Author: John Taylor and Prof Adrian Furnham
ISBN No: 1 904863 03 5
Review date: 11/12/2025
No of pages: 48
Publisher: Social Affairs Unit
Year of publication: 11/09/2012
Brief:
Dishonesty at Work is a little book to set you thinking.
Sub-titled ‘Myths and uncomfortable truths’, the authors, consultant John Taylor and psychologist Prof Adrian Furnham go on a 48-page spree; ideal reading if you have a free hour on a train and could do with intellectual stimulation. The authors are dogmatic: dishonesty and deceit is increasing in the workplace; computers make it easier to cheat; we are all dishonest at work. You may disagree, and indeed the authors do not offer evidence. I’d disagree with their assertion that whistle-blowers are often given hero status: was Dr David Kelly? or whistle-blowers in HM Prison Service, or the NHS? And what of their statement: “CCTV in the workplace encourages disloyalty, and is therefore counter-productive?” Their thinking: CCTV inside the office shows managers don’t trust staff, and can undermine staff loyalty. The book races through individual psychology, and the ‘dysfunctional organisation’. It’s cheap to praise people, so why do staff surveys show staff feel unappreciated? If staff are too pressured, or not challenged enough and bored, they may begin to bad-mouth; pilfer; do frauds; sabotage; blow the whistle to outsiders. The few pages devoted to physical and other security measures (such as searches of staff) are sound. At induction, security people talking to new staff should be approachable, the authors suggest; don’t come over as defensive, or threatening. The book concludes: “Loyalty is a two-way street.” That is, some organisations – with hypocritical, or hurtful managers – may harbour, even encourage resentment and bad time keeping (not necessarily a security manager’s problem), and fraud (which is). A thought-provoking read.
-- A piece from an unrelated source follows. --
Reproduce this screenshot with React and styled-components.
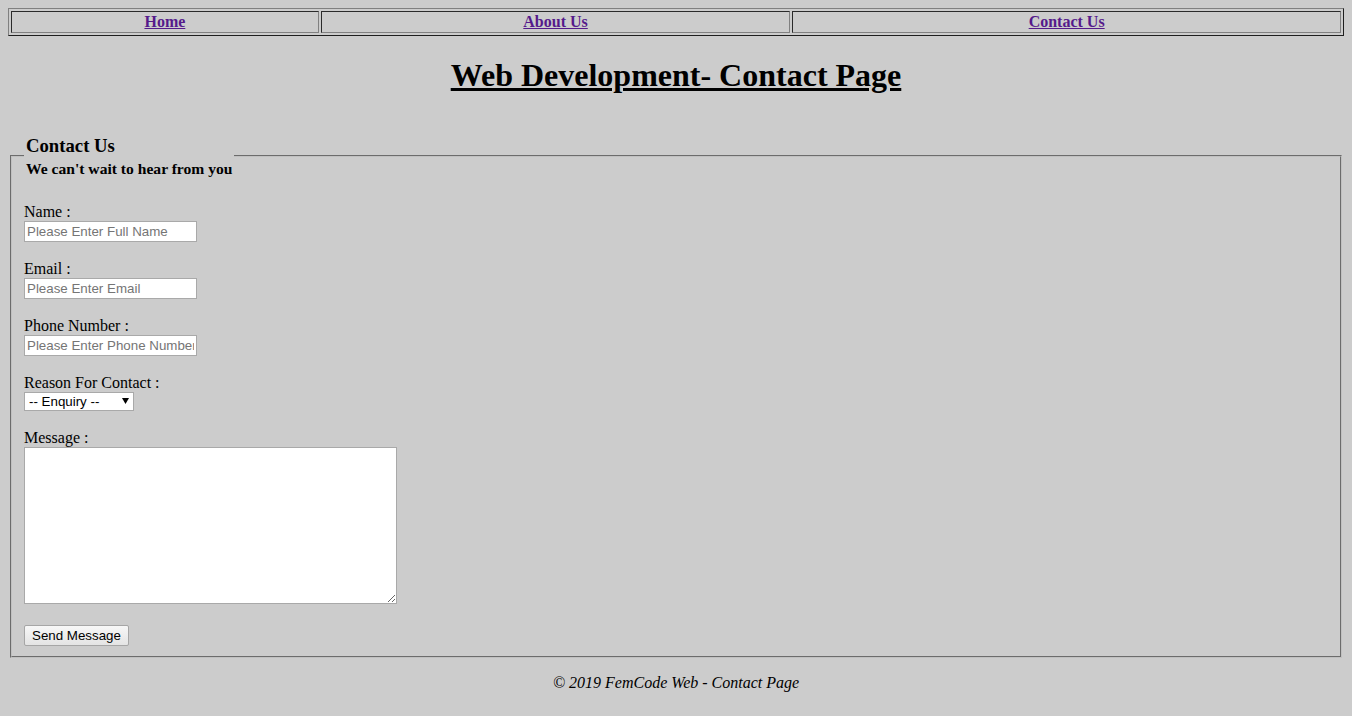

What for instance makes one disillusioned employee merely do personal photo-copying at work, another write a poison pen letter, and a third simply leave? Arguably the book’s best insight is a page titled ‘Exit’: we all will leave our employer one day, the authors point out. If organisations treat leavers wrong, those leavers may turn on the former employer – and all those staying may feel less loyal, or revengeful.